> **DATASET CONTENT**

---

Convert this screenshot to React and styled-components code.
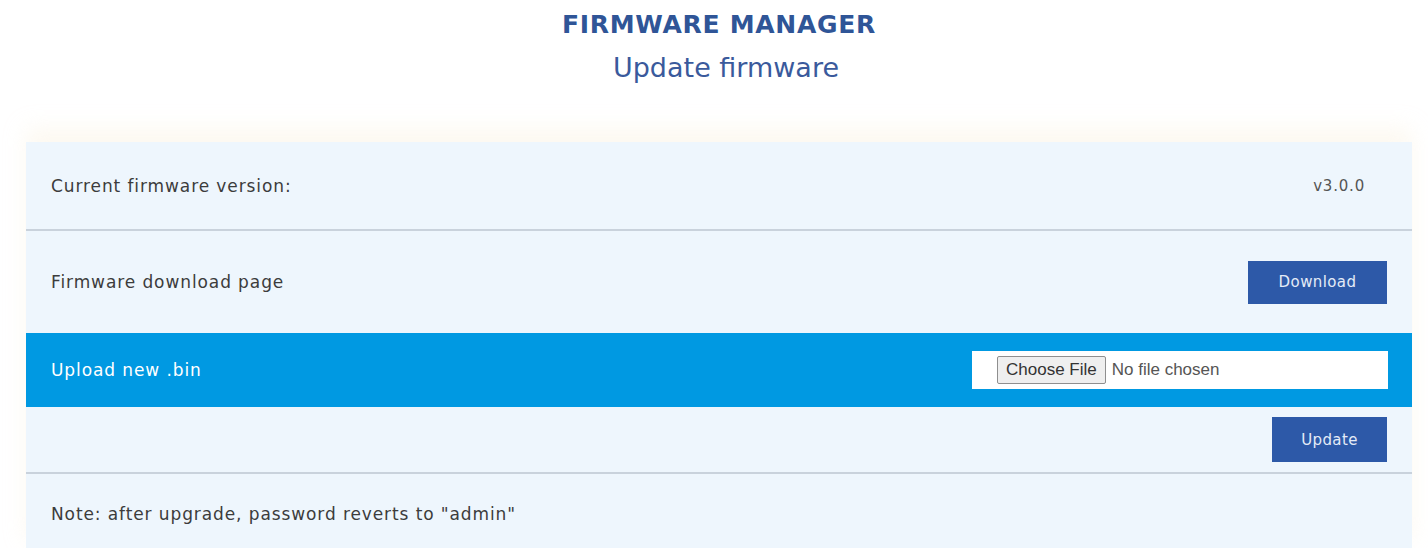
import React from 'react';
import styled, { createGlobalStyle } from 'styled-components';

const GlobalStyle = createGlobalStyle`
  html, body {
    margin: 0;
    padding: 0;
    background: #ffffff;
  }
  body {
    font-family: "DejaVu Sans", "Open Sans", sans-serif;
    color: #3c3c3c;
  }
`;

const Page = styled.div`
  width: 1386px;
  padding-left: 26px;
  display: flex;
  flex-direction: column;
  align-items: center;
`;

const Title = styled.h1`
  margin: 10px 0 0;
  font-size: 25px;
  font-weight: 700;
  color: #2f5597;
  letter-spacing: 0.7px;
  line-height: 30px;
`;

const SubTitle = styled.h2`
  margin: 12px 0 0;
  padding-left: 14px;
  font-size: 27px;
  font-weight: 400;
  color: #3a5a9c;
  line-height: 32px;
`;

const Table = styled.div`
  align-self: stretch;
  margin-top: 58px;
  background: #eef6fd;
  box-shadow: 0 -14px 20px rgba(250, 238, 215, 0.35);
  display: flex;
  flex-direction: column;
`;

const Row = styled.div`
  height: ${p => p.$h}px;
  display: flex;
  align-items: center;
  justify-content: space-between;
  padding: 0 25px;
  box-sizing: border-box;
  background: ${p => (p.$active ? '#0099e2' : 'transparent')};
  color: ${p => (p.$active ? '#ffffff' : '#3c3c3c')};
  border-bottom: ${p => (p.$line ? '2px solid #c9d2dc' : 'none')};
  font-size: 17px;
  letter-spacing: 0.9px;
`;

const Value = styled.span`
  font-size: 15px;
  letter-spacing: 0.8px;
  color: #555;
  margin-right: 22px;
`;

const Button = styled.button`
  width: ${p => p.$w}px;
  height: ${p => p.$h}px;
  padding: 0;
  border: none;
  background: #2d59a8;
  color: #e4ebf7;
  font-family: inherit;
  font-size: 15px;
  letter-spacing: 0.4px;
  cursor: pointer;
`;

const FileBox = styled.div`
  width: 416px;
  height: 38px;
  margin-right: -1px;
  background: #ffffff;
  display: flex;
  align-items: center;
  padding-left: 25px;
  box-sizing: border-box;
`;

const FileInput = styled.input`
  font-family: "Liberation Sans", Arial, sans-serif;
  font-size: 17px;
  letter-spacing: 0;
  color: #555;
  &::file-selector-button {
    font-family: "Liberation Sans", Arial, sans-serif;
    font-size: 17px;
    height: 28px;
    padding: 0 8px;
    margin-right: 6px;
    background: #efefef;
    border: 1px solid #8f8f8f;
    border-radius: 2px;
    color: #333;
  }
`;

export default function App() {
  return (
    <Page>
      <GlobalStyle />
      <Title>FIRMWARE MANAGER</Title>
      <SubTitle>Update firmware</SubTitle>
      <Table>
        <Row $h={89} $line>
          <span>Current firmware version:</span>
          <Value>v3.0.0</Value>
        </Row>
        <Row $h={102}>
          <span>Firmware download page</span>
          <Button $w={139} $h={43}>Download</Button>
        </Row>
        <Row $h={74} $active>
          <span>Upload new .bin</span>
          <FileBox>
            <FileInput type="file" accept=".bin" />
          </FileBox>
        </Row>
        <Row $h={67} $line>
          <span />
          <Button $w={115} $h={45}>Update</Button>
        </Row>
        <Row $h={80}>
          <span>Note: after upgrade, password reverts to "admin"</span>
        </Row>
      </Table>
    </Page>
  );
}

---

> **WORK TO COMPLETE**
Transcribe the material exactly, keeping every word and none of the pictures.

> **WORKED SOLUTION**
Convert this screenshot to React and styled-components code.
import React from 'react';
import styled, { createGlobalStyle } from 'styled-components';

const GlobalStyle = createGlobalStyle`
  html, body {
    margin: 0;
    padding: 0;
    background: #ffffff;
  }
  body {
    font-family: "DejaVu Sans", "Open Sans", sans-serif;
    color: #3c3c3c;
  }
`;

const Page = styled.div`
  width: 1386px;
  padding-left: 26px;
  display: flex;
  flex-direction: column;
  align-items: center;
`;

const Title = styled.h1`
  margin: 10px 0 0;
  font-size: 25px;
  font-weight: 700;
  color: #2f5597;
  letter-spacing: 0.7px;
  line-height: 30px;
`;

const SubTitle = styled.h2`
  margin: 12px 0 0;
  padding-left: 14px;
  font-size: 27px;
  font-weight: 400;
  color: #3a5a9c;
  line-height: 32px;
`;

const Table = styled.div`
  align-self: stretch;
  margin-top: 58px;
  background: #eef6fd;
  box-shadow: 0 -14px 20px rgba(250, 238, 215, 0.35);
  display: flex;
  flex-direction: column;
`;

const Row = styled.div`
  height: ${p => p.$h}px;
  display: flex;
  align-items: center;
  justify-content: space-between;
  padding: 0 25px;
  box-sizing: border-box;
  background: ${p => (p.$active ? '#0099e2' : 'transparent')};
  color: ${p => (p.$active ? '#ffffff' : '#3c3c3c')};
  border-bottom: ${p => (p.$line ? '2px solid #c9d2dc' : 'none')};
  font-size: 17px;
  letter-spacing: 0.9px;
`;

const Value = styled.span`
  font-size: 15px;
  letter-spacing: 0.8px;
  color: #555;
  margin-right: 22px;
`;

const Button = styled.button`
  width: ${p => p.$w}px;
  height: ${p => p.$h}px;
  padding: 0;
  border: none;
  background: #2d59a8;
  color: #e4ebf7;
  font-family: inherit;
  font-size: 15px;
  letter-spacing: 0.4px;
  cursor: pointer;
`;

const FileBox = styled.div`
  width: 416px;
  height: 38px;
  margin-right: -1px;
  background: #ffffff;
  display: flex;
  align-items: center;
  padding-left: 25px;
  box-sizing: border-box;
`;

const FileInput = styled.input`
  font-family: "Liberation Sans", Arial, sans-serif;
  font-size: 17px;
  letter-spacing: 0;
  color: #555;
  &::file-selector-button {
    font-family: "Liberation Sans", Arial, sans-serif;
    font-size: 17px;
    height: 28px;
    padding: 0 8px;
    margin-right: 6px;
    background: #efefef;
    border: 1px solid #8f8f8f;
    border-radius: 2px;
    color: #333;
  }
`;

export default function App() {
  return (
    <Page>
      <GlobalStyle />
      <Title>FIRMWARE MANAGER</Title>
      <SubTitle>Update firmware</SubTitle>
      <Table>
        <Row $h={89} $line>
          <span>Current firmware version:</span>
          <Value>v3.0.0</Value>
        </Row>
        <Row $h={102}>
          <span>Firmware download page</span>
          <Button $w={139} $h={43}>Download</Button>
        </Row>
        <Row $h={74} $active>
          <span>Upload new .bin</span>
          <FileBox>
            <FileInput type="file" accept=".bin" />
          </FileBox>
        </Row>
        <Row $h={67} $line>
          <span />
          <Button $w={115} $h={45}>Update</Button>
        </Row>
        <Row $h={80}>
          <span>Note: after upgrade, password reverts to "admin"</span>
        </Row>
      </Table>
    </Page>
  );
}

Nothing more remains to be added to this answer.